(page numbers are from the Riverside edition, Poetry and Criticism by Matthew Arnold, ed. A. Dwight Culler)

According to Arnold, what has been the main intellectual effort of recent times? With what part of the world does he seem to be most concerned?

What does he mean by criticism? (to see the object in itself as it really is, 239) What service should it provide to the world? (238)

Can critical works betray imaginative power? Are they inherently inferior to literary genres such as poetry or drama? (238) How original or controversial do you think this point may have been?

What examples does Arnold use to make his point that some criticism may be valuable and some imaginative literature tedious? Could other examples have been used to make an opposite point?

What in his view are the conditions necessary for great literature to come into being? (needs fruitful ideas current at the time, "the man is not enough without the moment," 239)

What does Arnold seem to mean by criticism's duty "to make the best ideas prevail"? (239) Is this consistent with the ideal of "seeing the object itself as it really is"? Is Arnold here talking about literature, or something else? (criticism seems to precede imaginative literature)

Which of Arnold's ideas seem Kantian? Which of his ideas resemble those of other Victorian essayists you have read?

What seems his view of the Romantic poets? Do you think his is a fully informed or accurate judgment? (240) What are some reasons he seems to be critical? (they are too subjective, too political) What grounds does he give for his preference for the cultures of the Greek and Renaissance periods?

How might Arnold's views have been influenced by the fact that his father was a distinguished educator, noted for his love of the classics?

What seems Arnold's attitude toward sectarian religious controversy? (242) Would anything in his daily occupation have caused him to deplore the ill feeling between different English religious groups?

What are some features of Arnold's style? Is it effective? How does he choose his examples? Is his tone sarcastic? Ironic? Calm? Understated? (generalizes, especially about his opponents)

By what means will right prevail, in his view? Can it be imposed by force? (243)

What does he view as having been the flaws of the French revolution? (a political rather than cultural force, 242)

On what grounds does he celebrate Edmund Burke as a great thinker? (able to consider another point of view, 244) Would the choice of Burke as an example of a cultured man have been controversial?

What is Arnold's view of the English character? Of French character? Are these stereotypes reasonable? What trait in his fellow-countrymen especially frustrates him? (they lack a sense for the "free play of ideas," 245)

How does Arnold define "disinterestedness"? (freedom from immediate political or practical considerations, 246)

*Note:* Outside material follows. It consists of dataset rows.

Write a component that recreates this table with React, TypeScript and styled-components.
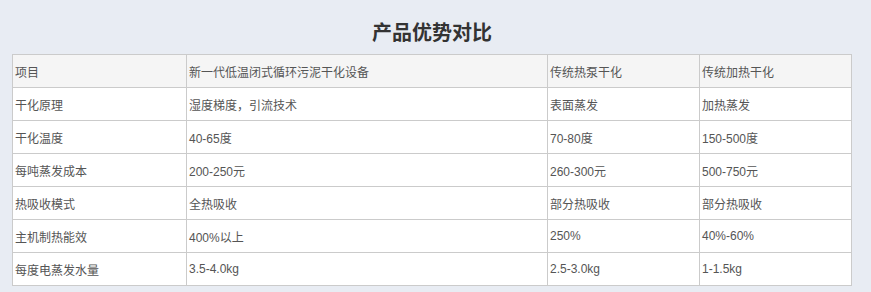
import styled, { createGlobalStyle } from "styled-components";

const GlobalStyle = createGlobalStyle`
  html, body {
    margin: 0;
    padding: 0;
    background: #e8ecf3;
  }
  body {
    font-family: "Liberation Sans", "Noto Sans CJK SC", sans-serif;
  }
`;

const Page = styled.div`
  width: 871px;
  height: 292px;
  padding: 0 0 0 12px;
  box-sizing: border-box;
  overflow: hidden;
`;

const Title = styled.h2`
  width: 840px;
  margin: 0;
  padding-top: 19px;
  height: 54px;
  box-sizing: border-box;
  text-align: center;
  font-size: 20px;
  line-height: 28px;
  font-weight: bold;
  color: #333;
`;

const Table = styled.table`
  width: 840px;
  border-collapse: collapse;
  table-layout: fixed;
  background: #fff;
`;

const Col = styled.col<{ $w: number }>`
  width: ${(p) => p.$w}px;
`;

const Row = styled.tr<{ $head?: boolean }>`
  background: ${(p) => (p.$head ? "#f5f5f5" : "#fff")};
`;

const Cell = styled.td`
  border: 1px solid #cbcbcb;
  height: 32px;
  padding: 0 0 0 2px;
  font-size: 12px;
  color: #555;
  vertical-align: middle;
  white-space: nowrap;
`;

const widths = [174, 361, 152, 152];

const rows = [
  ["项目", "新一代低温闭式循环污泥干化设备", "传统热泵干化", "传统加热干化"],
  ["干化原理", "湿度梯度，引流技术", "表面蒸发", "加热蒸发"],
  ["干化温度", "40-65度", "70-80度", "150-500度"],
  ["每吨蒸发成本", "200-250元", "260-300元", "500-750元"],
  ["热吸收模式", "全热吸收", "部分热吸收", "部分热吸收"],
  ["主机制热能效", "400%以上", "250%", "40%-60%"],
  ["每度电蒸发水量", "3.5-4.0kg", "2.5-3.0kg", "1-1.5kg"],
];

export default function App() {
  return (
    <Page>
      <GlobalStyle />
      <Title>产品优势对比</Title>
      <Table>
        <colgroup>
          {widths.map((w, i) => (
            <Col key={i} $w={w} />
          ))}
        </colgroup>
        <tbody>
          {rows.map((r, i) => (
            <Row key={i} $head={i === 0}>
              {r.map((c, j) => (
                <Cell key={j}>{c}</Cell>
              ))}
            </Row>
          ))}
        </tbody>
      </Table>
    </Page>
  );
}
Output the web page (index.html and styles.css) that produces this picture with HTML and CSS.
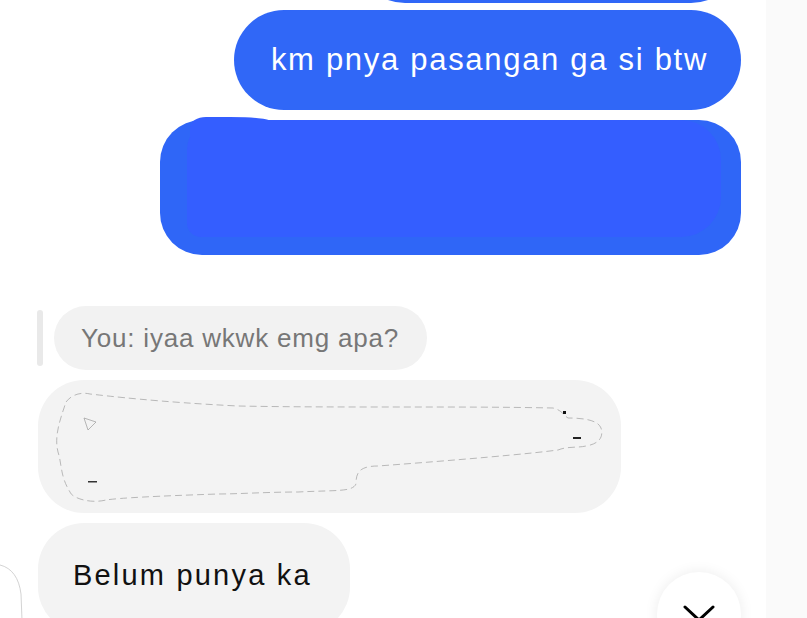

By contrast, in the England of his time, what is the source of ideas? (party organs, 246) What specific sector of culture does he seem to have in mind? (cites partisan newspapers) Is the lack of independent and shared public discourse still an issue today?

In citing examples of committed rhetoric, what types of examples does he choose? (248) Would you say that his selection is biased? (chooses self-satisfied remarks of politicians seeking votes, political and hyper-patriotic bombast, 248)

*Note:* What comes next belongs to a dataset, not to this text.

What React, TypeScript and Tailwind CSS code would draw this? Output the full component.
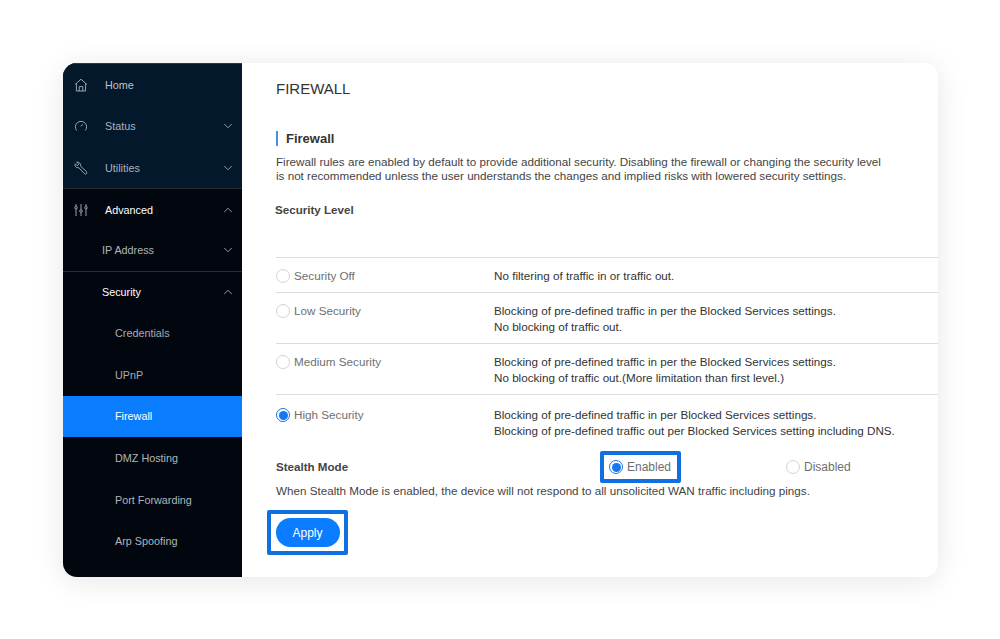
import React from "react";
import { ChevronDown, ChevronUp } from "lucide-react";

const font = { fontFamily: '"Liberation Sans", Arial, sans-serif' };

function HomeI() {
  return (
    <svg width="14" height="14" viewBox="0 0 14 14" fill="none" stroke="currentColor" strokeWidth="0.9">
      <path d="M1 6.6 7 1.2l6 5.4M2.4 5.6v7.4h9.2V5.6M5.2 13V8.6h3.6V13" />
    </svg>
  );
}
function GaugeI() {
  return (
    <svg width="14" height="14" viewBox="0 0 14 14" fill="none" stroke="currentColor" strokeWidth="0.9">
      <path d="M2.6 11.4A5.6 5.6 0 1 1 11.4 11.4M7 7.4 8.6 5.2" />
    </svg>
  );
}
function WrenchI() {
  return (
    <svg width="14" height="14" viewBox="0 0 14 14" fill="none" stroke="currentColor" strokeWidth="0.9">
      <path d="M2.6 1.2 4.8 3.2 3.2 4.8 1.2 2.8C.6 4.8 1.6 6.8 4 6.8l.8-.1 5.6 6c1.6 1.2 3.2-.6 2-2.2L6.6 5.2C7 2.6 5 .6 2.6 1.2z" />
    </svg>
  );
}
function SlidersI() {
  return (
    <svg width="14" height="14" viewBox="0 0 14 14" fill="none" stroke="currentColor" strokeWidth="0.9">
      <path d="M2 1v2.4M2 6.2V13M7 1v5.6M7 9.4V13M12 1v2.4M12 6.2V13" />
      <circle cx="2" cy="4.8" r="1.3" />
      <circle cx="7" cy="8" r="1.3" />
      <circle cx="12" cy="4.8" r="1.3" />
    </svg>
  );
}

function Row({
  label, icon, indent, color, chevron, height = "h-[41.6px]",
}: {
  label: string;
  icon?: React.ReactNode;
  indent: string;
  color: string;
  chevron?: "up" | "down";
  height?: string;
}) {
  return (
    <div className={`flex ${height} items-center ${indent} ${color} text-[10.8px]`}>
      {icon && <span className="mr-[17px] flex w-[14px] justify-center text-[#a9b3bd]">{icon}</span>}
      <span className="flex-1">{label}</span>
      {chevron === "down" && <ChevronDown size={14} strokeWidth={1.5} className="mr-[7px] text-[#a5aeb6]" />}
      {chevron === "up" && <ChevronUp size={14} strokeWidth={1.5} className="mr-[7px] text-[#a5aeb6]" />}
    </div>
  );
}

function Radio({ checked }: { checked?: boolean }) {
  return checked ? (
    <span className="flex h-[14px] w-[14px] shrink-0 items-center justify-center rounded-full border border-[#1677e8] bg-white">
      <span className="h-[9px] w-[9px] rounded-full bg-[#1677f0]" />
    </span>
  ) : (
    <span className="h-[14px] w-[14px] shrink-0 rounded-full border border-[#d4d4d4] bg-white" />
  );
}

function Level({
  label, lines, checked, h, pt,
}: {
  label: string;
  lines: string[];
  checked?: boolean;
  h: string;
  pt: string;
}) {
  return (
    <div className={`flex ${h} border-t border-[#dcdcdc] ${pt}`}>
      <div className="flex w-[218px] items-start">
        <Radio checked={checked} />
        <span className="ml-[4px] text-[11.7px] leading-[14px] text-[#6f6f6f]">{label}</span>
      </div>
      <div className="-mt-[1px] text-[11.67px] leading-[16px] text-[#333]">
        {lines.map((l) => (
          <div key={l}>{l}</div>
        ))}
      </div>
    </div>
  );
}

export default function App() {
  return (
    <div className="h-[639px] w-[1000px] bg-white pl-[63px] pt-[63px]" style={font}>
      <div className="flex h-[514px] w-[875px] overflow-hidden rounded-[14px] bg-white shadow-[0_4px_30px_rgba(0,0,0,0.10)]">
        <aside className="flex w-[179px] shrink-0 flex-col bg-[#01060f]">
          <div className="h-[125px] border-t border-[#2c3a46] bg-[#03182b]">
            <Row label="Home" icon={<HomeI />} indent="pl-[11px]" color="text-[#bcc4cb]" />
            <Row label="Status" icon={<GaugeI />} indent="pl-[11px]" color="text-[#a9b3bd]" chevron="down" />
            <Row label="Utilities" icon={<WrenchI />} indent="pl-[11px]" color="text-[#a9b3bd]" chevron="down" />
          </div>
          <div className="border-t border-[#232d38]">
            <Row label="Advanced" icon={<SlidersI />} indent="pl-[11px]" color="text-white" chevron="up" />
            <div className="h-[41px] border-b border-[#2b3038]">
              <Row label="IP Address" indent="pl-[39px]" color="text-[#b1b5bb]" chevron="down" height="h-[39px]" />
            </div>
            <Row label="Security" indent="pl-[39px]" color="text-white" chevron="up" height="h-[41px]" />
            <Row label="Credentials" indent="pl-[52px]" color="text-[#a8acb2]" />
            <Row label="UPnP" indent="pl-[52px]" color="text-[#a8acb2]" />
            <div className="bg-[#0a7cff]">
              <Row label="Firewall" indent="pl-[52px]" color="text-white" />
            </div>
            <Row label="DMZ Hosting" indent="pl-[52px]" color="text-[#b1b5bb]" />
            <Row label="Port Forwarding" indent="pl-[52px]" color="text-[#b1b5bb]" />
            <Row label="Arp Spoofing" indent="pl-[52px]" color="text-[#b1b5bb]" />
          </div>
        </aside>
        <main className="flex-1 pl-[34px]">
          <h1 className="mt-[17px] text-[15px] leading-[18px] text-[#333]">FIREWALL</h1>
          <h2 className="mt-[33px] flex h-[15px] items-center border-l-2 border-[#4a90e2] pl-[8px] text-[13px] font-bold text-[#333]">
            Firewall
          </h2>
          <p className="mt-[9px] text-[11.67px] leading-[14px] text-[#444]">
            Firewall rules are enabled by default to provide additional security. Disabling the firewall or changing the security level
            <br />
            is not recommended unless the user understands the changes and implied risks with lowered security settings.
          </p>
          <h3 className="mt-[20px] -ml-[1px] text-[11.6px] font-bold leading-[13px] text-[#444]">Security Level</h3>
          <div className="mt-[41px]">
            <Level h="h-[35px]" pt="pt-[11px]" label="Security Off" lines={["No filtering of traffic in or traffic out."]} />
            <Level h="h-[51px]" pt="pt-[11px]" label="Low Security" lines={["Blocking of pre-defined traffic in per the Blocked Services settings.", "No blocking of traffic out."]} />
            <Level h="h-[51px]" pt="pt-[11px]" label="Medium Security" lines={["Blocking of pre-defined traffic in per the Blocked Services settings.", "No blocking of traffic out.(More limitation than first level.)"]} />
            <Level h="h-[57px]" pt="pt-[13px]" checked label="High Security" lines={["Blocking of pre-defined traffic in per Blocked Services settings.", "Blocking of pre-defined traffic out per Blocked Services setting including DNS."]} />
          </div>
          <div className="flex h-[32px] items-center">
            <span className="w-[324px] text-[11.6px] font-bold text-[#444]">Stealth Mode</span>
            <div className="flex h-[32px] w-[81px] items-center rounded-[2px] border-[4px] border-[#1170e0] pl-[5px]">
              <Radio checked />
              <span className="ml-[4px] text-[12px] text-[#6f6f6f]">Enabled</span>
            </div>
            <div className="ml-[105px] flex items-center">
              <Radio />
              <span className="ml-[4px] text-[12px] text-[#6f6f6f]">Disabled</span>
            </div>
          </div>
          <p className="mt-[1px] text-[11.67px] leading-[14px] text-[#444]">
            When Stealth Mode is enabled, the device will not respond to all unsolicited WAN traffic including pings.
          </p>
          <div className="-ml-[9px] mt-[12px] flex h-[45px] w-[81px] items-center justify-center rounded-[2px] border-[4px] border-[#1170e0]">
            <button className="h-[29px] w-[64px] rounded-full bg-[#0a7cff] text-[12px] text-white">Apply</button>
          </div>
        </main>
      </div>
    </div>
  );
}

What does he find obnoxious in the newspaper article about a child murderer? (249) Are his objections aesthetic, or moral, or both? (ugly name! ugly life)

Will a life of ideas ever be popular, in his view? (these appeal to a small circle, 250) Do you think he may be right?

For what does he criticize Cobbett, Ruskin and Carlyle? (they were polemicists on social matters) How is his own criticism distinguished from theirs? (i. e., does he not take positions on social issues of his day?)

What flaws does he see in the political parties of his time? (251)

What does Arnold belive is the appropriate relationship between religion and science? ("two wholly different things," 252) How would this view have distinguished him from many other writers of his time?

Why does he defend his earlier attacks on Bishop Colenso's book, even though he says he's not going to attack it again? (252ff) What good features does he applaud by contrast in M. Renan's work? (a creative not literal approach to the issue of biblical authenticity, 253-54)

What does it mean to say that criticism must be independent of practical aims? (255; we should betake ourselves "more to the serene life of mind and spirit," 256) Is this a view Kant would have shared?

Why does Arnold suggest that criticism should reflect on foreign literatures and ideas? (256; should not be too partisan to assumptions of our own culture, 257; comparisons undercut our faith in a central standard, 257; every critic should possess one great literature besides his own, 257)

To what extent does Arnold himself seem to believe that the validity of ideas may be relative?

Will our own age achieve greatness in literature? ("that promised land it will not be ours to enter," 258) If not, what should be our goal? (we must strive toward it, a biblical metaphor) How would you characterize his final tone? Sad? Utopian? Resolute?

Has literary criticism generally concurred with Arnold's view that the early Victorian period was one devoid of great imaginative literature?

May Arnold's past as a critic who had written melancholy, subjective poetry have affected his view of the relative importance of poetry and criticism?

Which aspects of this essay seem to you valuable? Which seem open to question? Why do you think Arnold's views might have seemed liberatory to mid-twentieth-century academics and critics?